Закон не содержит даже отсылки к какому-то будущему подзаконному акту (то, что в правоведении деликатно называется бланкетной диспозицией), который бы как-то эти вопросы прояснял.

Обсуждаемая новация плоха не потому, что нехорошо обижать геев или средства массовой информации («в том числе сеть «Интернет», как в законе выражаются), а потому, что это вообще не закон, а бессмысленный набор оценочных терминов. Низкое качество закона не делает его неприменимым на практике, как полагают некоторые беспечные граждане. Оно делает закон применимым произвольно. Его реализация целиком предоставлена фантазии каждого районного прокурора и участкового полицейского.

Закон - это инструкция, адресованная аппарату управления и принуждения, который, как нас учили в школе, и есть государство. Идеальный скелет закона - «не влезай - убьет». Тут есть диспозиция (не влезай), обращенная к гражданам, и санкция (убьет), обращенная одной стороной к гражданам как предупреждение (что будет, если влезешь), другой - к правоприменительным органам как указание (что делать, если влезли). Всякий закон представляет собой гипертекст, каждый термин в котором является отсылкой к следующему разъясняющему его тексту.

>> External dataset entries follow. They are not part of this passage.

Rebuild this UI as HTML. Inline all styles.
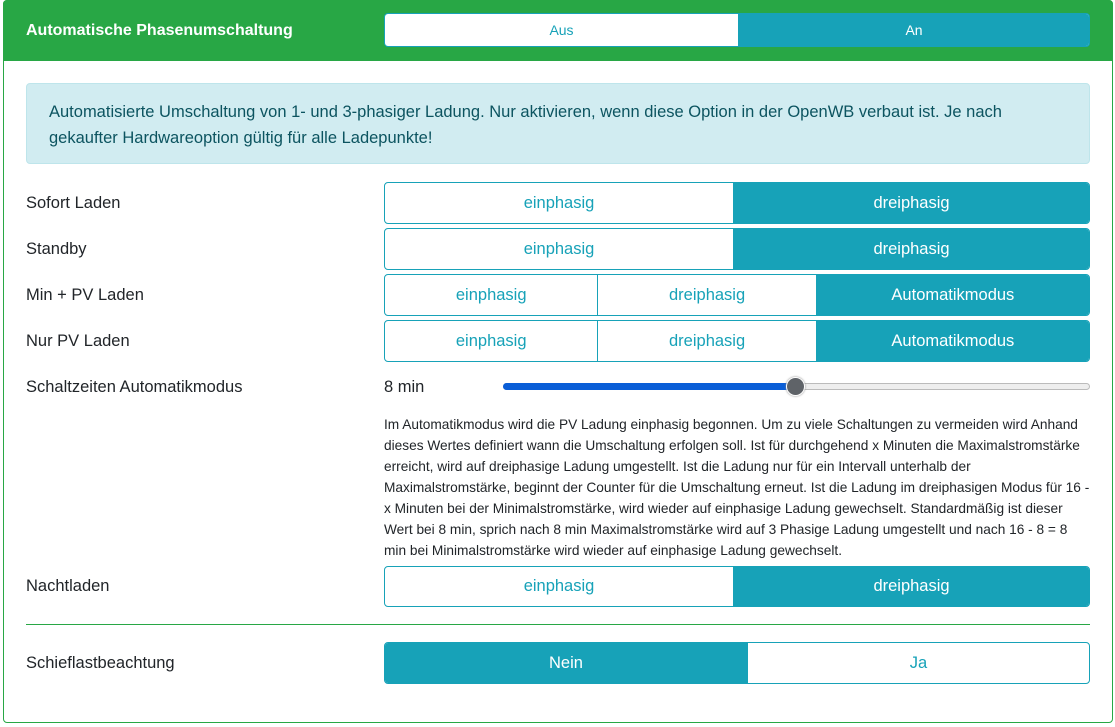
<!DOCTYPE html>
<html><head><meta charset="utf-8"><style>
*{box-sizing:border-box;margin:0;padding:0}
body{width:1115px;height:727px;background:#fff;font-family:"Liberation Sans",sans-serif;color:#212529;position:relative;overflow:hidden}
.card{position:absolute;left:3px;top:0;width:1110px;height:723px;border:1px solid #28a745;border-radius:4px}
.hdr{position:absolute;left:3px;top:0;width:1110px;height:61px;background:#28a745;border-radius:4px 4px 0 0}
.hdr .t{position:absolute;left:23px;top:22px;color:#fff;font-weight:bold;font-size:16px}
.grp{position:absolute;display:flex;border:1px solid #17a2b8;border-radius:4px;overflow:hidden}
.grp div{display:flex;align-items:center;justify-content:center;color:#17a2b8;font-size:16.5px;border-right:1px solid #17a2b8}
.grp div:last-child{border-right:none}
.grp div.a{background:#17a2b8;color:#fff}
.info{position:absolute;left:26px;top:83px;width:1064px;height:81px;background:#d1ecf1;border:1px solid #bee5eb;border-radius:4px;color:#0c5460;font-size:16.5px;line-height:26px;padding:15px 22px}
.lbl{position:absolute;left:26px;font-size:16.5px}
.help{position:absolute;left:384px;top:414px;width:706px;font-size:13.7px;line-height:21px}
</style></head><body>
<div class="card"></div>
<div class="hdr"><div class="t">Automatische Phasenumschaltung</div></div>
<div class="grp" style="left:384px;top:13px;width:706px;height:34px;background:#fff"><div style="width:355px;font-size:14px">Aus</div><div class="a" style="width:351px;font-size:14px">An</div></div>
<div class="info">Automatisierte Umschaltung von 1- und 3-phasiger Ladung. Nur aktivieren, wenn diese Option in der OpenWB verbaut ist. Je nach gekaufter Hardwareoption gültig für alle Ladepunkte!</div>

<div class="lbl" style="top:194px">Sofort Laden</div>
<div class="grp" style="left:384px;top:182px;width:706px;height:42px"><div style="width:350px">einphasig</div><div class="a" style="width:356px">dreiphasig</div></div>
<div class="lbl" style="top:240px">Standby</div>
<div class="grp" style="left:384px;top:228px;width:706px;height:42px"><div style="width:350px">einphasig</div><div class="a" style="width:356px">dreiphasig</div></div>
<div class="lbl" style="top:286px">Min + PV Laden</div>
<div class="grp" style="left:384px;top:274px;width:706px;height:42px"><div style="width:214px">einphasig</div><div style="width:219px">dreiphasig</div><div class="a" style="width:273px">Automatikmodus</div></div>
<div class="lbl" style="top:332px">Nur PV Laden</div>
<div class="grp" style="left:384px;top:320px;width:706px;height:42px"><div style="width:214px">einphasig</div><div style="width:219px">dreiphasig</div><div class="a" style="width:273px">Automatikmodus</div></div>
<div class="lbl" style="top:378px">Schaltzeiten Automatikmodus</div>
<div class="lbl" style="left:384px;top:378px">8 min</div>
<div style="position:absolute;left:503px;top:383px;width:587px;height:7px;border:1px solid #bbb;border-radius:4px;background:#eee"></div>
<div style="position:absolute;left:503px;top:383px;width:292px;height:7px;border-radius:4px;background:#0a5ed7"></div>
<div style="position:absolute;left:786px;top:377px;width:19px;height:19px;border-radius:50%;background:#5f6368;border:1px solid #fff;box-shadow:0 0 2px #888"></div>
<div class="help">Im Automatikmodus wird die PV Ladung einphasig begonnen. Um zu viele Schaltungen zu vermeiden wird Anhand dieses Wertes definiert wann die Umschaltung erfolgen soll. Ist für durchgehend x Minuten die Maximalstromstärke erreicht, wird auf dreiphasige Ladung umgestellt. Ist die Ladung nur für ein Intervall unterhalb der Maximalstromstärke, beginnt der Counter für die Umschaltung erneut. Ist die Ladung im dreiphasigen Modus für 16 - x Minuten bei der Minimalstromstärke, wird wieder auf einphasige Ladung gewechselt. Standardmäßig ist dieser Wert bei 8 min, sprich nach 8 min Maximalstromstärke wird auf 3 Phasige Ladung umgestellt und nach 16 - 8 = 8 min bei Minimalstromstärke wird wieder auf einphasige Ladung gewechselt.</div>
<div class="lbl" style="top:577px">Nachtladen</div>
<div class="grp" style="left:384px;top:566px;width:706px;height:41px"><div style="width:350px">einphasig</div><div class="a" style="width:356px">dreiphasig</div></div>
<div style="position:absolute;left:26px;top:624px;width:1064px;height:1px;background:#28a745"></div>
<div class="lbl" style="top:654px">Schieflastbeachtung</div>
<div class="grp" style="left:384px;top:642px;width:706px;height:42px"><div class="a" style="width:364px">Nein</div><div style="width:342px">Ja</div></div>
</body></html>
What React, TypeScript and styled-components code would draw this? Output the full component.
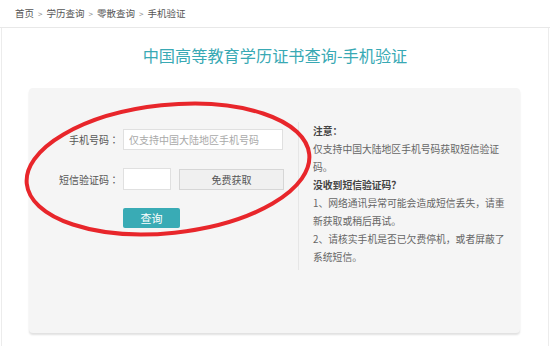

Закон - это закрытый список и исчерпывающий перечень. Смерть закона - двусмысленность, туманные формулировки, общие слова, «прочие» и «иные случаи». Это серая зона произвола.

Писание законов из всех видов творчества напоминает больше всего создание шахматной задачи: пользуясь только двумя цветами, черным и белым, запретом и разрешением, нужно в строгих формальных рамках создать систему с единственно возможным верным решением. «Постепенно доска становится магнитным полем, звездным небом, сложным и точным прибором, системой нажимов и вспышек. Как мучительна бывала борьба с ферзем белых, когда нужно было ограничить его мощь во избежание двойного решения!» Разница только в том, что шахматную задачу можно сочинить одному, а законопроект должен обсуждаться и дорабатываться максимально публично. Именно это сочетание ограниченных средств и сложно организованной реальности, отражаемой этими средствами, делает законотворчество одним из высших проявлений интеллектуальной деятельности человека. Сейчас этот тезис звучит несколько фантастически, но временный и локальный провал в варварство не отменяет его объективной истинности.

Отчего дурные законы всегда дурно написаны? Идейный гегельянец ответил бы, что в самой природе Права заложена нравственная компонента и ткань закона сопротивляется, когда в нее заворачивают разную политически обусловленную селедку. На более реалистическом уровне можно заметить, что к тому моменту, когда государство доходит в своем развитии до принятия дискриминационных и античеловечных законов, для работы этой уже не находится ни грамотных, ни просто умственно адекватных исполнителей.